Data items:

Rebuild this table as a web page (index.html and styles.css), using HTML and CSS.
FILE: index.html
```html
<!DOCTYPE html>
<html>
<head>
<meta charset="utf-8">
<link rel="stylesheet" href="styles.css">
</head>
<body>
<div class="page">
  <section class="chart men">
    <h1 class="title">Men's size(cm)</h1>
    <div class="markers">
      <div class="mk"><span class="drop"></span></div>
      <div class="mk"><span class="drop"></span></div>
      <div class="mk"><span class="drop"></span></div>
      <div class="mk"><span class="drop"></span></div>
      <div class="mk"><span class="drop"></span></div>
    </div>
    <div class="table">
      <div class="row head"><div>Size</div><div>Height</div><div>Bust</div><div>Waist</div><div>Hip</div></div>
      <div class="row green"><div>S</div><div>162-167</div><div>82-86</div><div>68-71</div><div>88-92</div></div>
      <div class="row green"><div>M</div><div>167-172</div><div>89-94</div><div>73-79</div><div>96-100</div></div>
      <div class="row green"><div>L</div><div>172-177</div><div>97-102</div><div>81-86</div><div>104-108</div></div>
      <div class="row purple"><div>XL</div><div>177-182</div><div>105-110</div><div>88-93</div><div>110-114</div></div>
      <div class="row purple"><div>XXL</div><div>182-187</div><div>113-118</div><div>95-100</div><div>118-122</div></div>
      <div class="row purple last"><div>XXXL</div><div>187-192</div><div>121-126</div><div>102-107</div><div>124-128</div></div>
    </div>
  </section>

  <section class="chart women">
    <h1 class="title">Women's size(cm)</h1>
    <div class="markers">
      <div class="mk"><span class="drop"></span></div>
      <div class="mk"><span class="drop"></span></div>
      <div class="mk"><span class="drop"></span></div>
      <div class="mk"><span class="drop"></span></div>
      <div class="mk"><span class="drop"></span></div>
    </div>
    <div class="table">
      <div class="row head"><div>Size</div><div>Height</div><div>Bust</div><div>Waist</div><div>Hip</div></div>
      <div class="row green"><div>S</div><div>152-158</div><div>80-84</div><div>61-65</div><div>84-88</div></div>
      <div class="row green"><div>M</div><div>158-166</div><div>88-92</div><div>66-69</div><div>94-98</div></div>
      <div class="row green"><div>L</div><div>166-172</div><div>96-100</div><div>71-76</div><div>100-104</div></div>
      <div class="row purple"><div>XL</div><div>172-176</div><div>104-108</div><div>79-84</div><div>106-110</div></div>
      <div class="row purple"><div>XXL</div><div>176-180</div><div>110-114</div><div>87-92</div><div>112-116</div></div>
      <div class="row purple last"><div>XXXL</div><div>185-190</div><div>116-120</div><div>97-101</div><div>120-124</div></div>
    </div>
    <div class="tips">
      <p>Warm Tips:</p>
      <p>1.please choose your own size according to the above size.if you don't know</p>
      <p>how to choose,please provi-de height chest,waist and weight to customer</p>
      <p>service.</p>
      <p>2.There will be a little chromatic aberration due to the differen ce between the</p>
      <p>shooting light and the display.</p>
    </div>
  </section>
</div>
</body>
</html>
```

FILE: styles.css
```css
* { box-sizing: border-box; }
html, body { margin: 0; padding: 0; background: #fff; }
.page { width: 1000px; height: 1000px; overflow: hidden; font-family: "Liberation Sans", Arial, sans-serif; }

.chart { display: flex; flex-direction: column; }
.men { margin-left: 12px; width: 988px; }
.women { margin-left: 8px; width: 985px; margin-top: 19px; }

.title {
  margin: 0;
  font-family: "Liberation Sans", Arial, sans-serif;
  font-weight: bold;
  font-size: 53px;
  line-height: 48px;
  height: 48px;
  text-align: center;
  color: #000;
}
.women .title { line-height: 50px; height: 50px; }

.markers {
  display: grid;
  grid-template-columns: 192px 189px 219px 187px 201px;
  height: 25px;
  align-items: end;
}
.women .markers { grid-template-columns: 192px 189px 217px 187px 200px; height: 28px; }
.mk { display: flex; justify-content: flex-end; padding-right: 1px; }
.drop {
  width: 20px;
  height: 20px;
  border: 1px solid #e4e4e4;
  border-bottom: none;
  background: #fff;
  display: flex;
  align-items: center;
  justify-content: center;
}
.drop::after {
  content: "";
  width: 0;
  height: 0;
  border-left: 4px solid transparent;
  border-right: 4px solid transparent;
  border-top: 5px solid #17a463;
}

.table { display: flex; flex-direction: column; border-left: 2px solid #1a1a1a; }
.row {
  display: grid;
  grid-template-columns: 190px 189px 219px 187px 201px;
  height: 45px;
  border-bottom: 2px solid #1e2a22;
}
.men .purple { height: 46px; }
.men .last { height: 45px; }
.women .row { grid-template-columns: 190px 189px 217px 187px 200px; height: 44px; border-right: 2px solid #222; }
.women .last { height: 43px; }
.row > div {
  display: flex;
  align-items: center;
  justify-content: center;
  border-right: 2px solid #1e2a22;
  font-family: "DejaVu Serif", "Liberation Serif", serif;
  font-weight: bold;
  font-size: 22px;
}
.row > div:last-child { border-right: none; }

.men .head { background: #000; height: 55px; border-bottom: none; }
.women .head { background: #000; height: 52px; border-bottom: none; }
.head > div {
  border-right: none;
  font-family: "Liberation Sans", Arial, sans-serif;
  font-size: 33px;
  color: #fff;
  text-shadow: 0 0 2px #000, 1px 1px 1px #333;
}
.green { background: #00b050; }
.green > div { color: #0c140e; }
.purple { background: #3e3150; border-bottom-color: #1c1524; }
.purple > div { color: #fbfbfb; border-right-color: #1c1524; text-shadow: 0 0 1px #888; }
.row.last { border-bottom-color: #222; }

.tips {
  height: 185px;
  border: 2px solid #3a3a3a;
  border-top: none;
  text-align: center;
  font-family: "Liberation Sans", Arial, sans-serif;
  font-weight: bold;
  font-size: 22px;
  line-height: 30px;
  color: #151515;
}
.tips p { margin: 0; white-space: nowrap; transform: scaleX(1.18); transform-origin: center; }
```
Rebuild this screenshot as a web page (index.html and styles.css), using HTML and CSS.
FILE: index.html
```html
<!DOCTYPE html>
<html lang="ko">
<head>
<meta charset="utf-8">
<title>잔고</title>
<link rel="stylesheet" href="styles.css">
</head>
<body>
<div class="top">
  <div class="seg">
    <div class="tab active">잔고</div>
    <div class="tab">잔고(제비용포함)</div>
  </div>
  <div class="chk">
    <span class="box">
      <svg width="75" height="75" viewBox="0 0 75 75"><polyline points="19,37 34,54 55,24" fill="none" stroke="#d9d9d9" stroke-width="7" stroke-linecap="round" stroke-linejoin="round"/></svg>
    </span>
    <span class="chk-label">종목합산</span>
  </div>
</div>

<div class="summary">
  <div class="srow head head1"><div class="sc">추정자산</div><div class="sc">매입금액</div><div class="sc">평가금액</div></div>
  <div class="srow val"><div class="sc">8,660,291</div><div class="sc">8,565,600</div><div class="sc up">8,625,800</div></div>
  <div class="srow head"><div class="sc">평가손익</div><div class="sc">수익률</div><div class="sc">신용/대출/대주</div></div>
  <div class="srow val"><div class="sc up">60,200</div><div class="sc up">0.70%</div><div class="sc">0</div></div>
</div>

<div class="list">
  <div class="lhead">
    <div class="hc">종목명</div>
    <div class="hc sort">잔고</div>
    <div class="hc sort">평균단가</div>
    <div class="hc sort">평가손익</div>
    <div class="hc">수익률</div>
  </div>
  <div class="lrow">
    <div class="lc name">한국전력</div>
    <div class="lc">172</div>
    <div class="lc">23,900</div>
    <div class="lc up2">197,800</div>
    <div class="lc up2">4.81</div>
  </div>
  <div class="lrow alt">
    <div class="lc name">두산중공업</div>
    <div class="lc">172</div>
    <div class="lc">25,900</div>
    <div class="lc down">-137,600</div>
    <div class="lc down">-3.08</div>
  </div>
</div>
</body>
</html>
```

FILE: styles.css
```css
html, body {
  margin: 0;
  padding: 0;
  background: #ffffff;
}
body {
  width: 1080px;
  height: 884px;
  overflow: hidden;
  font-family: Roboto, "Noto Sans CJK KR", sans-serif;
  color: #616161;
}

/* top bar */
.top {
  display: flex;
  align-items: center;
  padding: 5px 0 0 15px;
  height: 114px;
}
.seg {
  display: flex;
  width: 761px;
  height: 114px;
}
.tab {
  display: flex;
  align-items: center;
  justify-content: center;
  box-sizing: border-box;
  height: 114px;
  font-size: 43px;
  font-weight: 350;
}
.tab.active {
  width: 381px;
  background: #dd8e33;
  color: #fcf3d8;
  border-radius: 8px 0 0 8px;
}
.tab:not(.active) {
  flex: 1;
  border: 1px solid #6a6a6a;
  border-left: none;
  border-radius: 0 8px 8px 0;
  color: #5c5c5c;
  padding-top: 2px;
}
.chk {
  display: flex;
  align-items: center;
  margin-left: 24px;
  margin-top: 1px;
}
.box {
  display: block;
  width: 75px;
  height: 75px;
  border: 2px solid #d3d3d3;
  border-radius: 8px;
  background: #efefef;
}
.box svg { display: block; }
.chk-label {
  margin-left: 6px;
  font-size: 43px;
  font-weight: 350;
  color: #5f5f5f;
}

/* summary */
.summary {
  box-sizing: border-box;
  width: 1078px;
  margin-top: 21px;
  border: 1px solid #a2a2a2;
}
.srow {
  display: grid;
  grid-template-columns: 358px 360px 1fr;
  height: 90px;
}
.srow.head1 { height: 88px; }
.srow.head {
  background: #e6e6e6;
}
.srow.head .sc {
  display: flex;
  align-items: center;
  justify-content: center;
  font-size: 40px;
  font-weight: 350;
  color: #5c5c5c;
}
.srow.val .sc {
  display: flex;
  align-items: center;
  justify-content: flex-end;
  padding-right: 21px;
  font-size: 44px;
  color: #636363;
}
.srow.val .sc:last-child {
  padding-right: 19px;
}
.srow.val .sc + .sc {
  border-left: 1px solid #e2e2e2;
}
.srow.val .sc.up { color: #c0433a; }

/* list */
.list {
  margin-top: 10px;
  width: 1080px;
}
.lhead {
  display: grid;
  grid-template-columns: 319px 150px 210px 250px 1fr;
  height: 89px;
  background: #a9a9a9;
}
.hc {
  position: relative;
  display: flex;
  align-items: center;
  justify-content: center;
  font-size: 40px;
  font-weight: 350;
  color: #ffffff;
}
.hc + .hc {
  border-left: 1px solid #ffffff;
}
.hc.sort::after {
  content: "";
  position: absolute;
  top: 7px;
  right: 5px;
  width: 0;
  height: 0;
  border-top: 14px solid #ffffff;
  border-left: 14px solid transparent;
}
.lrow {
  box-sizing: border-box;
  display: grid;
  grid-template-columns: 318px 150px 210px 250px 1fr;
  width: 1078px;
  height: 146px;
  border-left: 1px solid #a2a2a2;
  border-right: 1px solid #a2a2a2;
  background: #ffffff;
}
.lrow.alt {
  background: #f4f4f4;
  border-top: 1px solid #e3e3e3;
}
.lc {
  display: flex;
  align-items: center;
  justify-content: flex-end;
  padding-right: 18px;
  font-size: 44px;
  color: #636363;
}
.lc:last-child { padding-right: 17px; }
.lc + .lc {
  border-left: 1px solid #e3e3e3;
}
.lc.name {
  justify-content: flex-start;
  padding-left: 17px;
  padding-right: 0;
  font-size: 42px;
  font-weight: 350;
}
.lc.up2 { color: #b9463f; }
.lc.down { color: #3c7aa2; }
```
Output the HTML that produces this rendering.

**Problem statement:**
Identify the lines in the entries above that contain "index", then copy them out.

**Worked solution:**
Rebuild this table as a web page (index.html and styles.css), using HTML and CSS.
FILE: index.html
Rebuild this screenshot as a web page (index.html and styles.css), using HTML and CSS.
FILE: index.html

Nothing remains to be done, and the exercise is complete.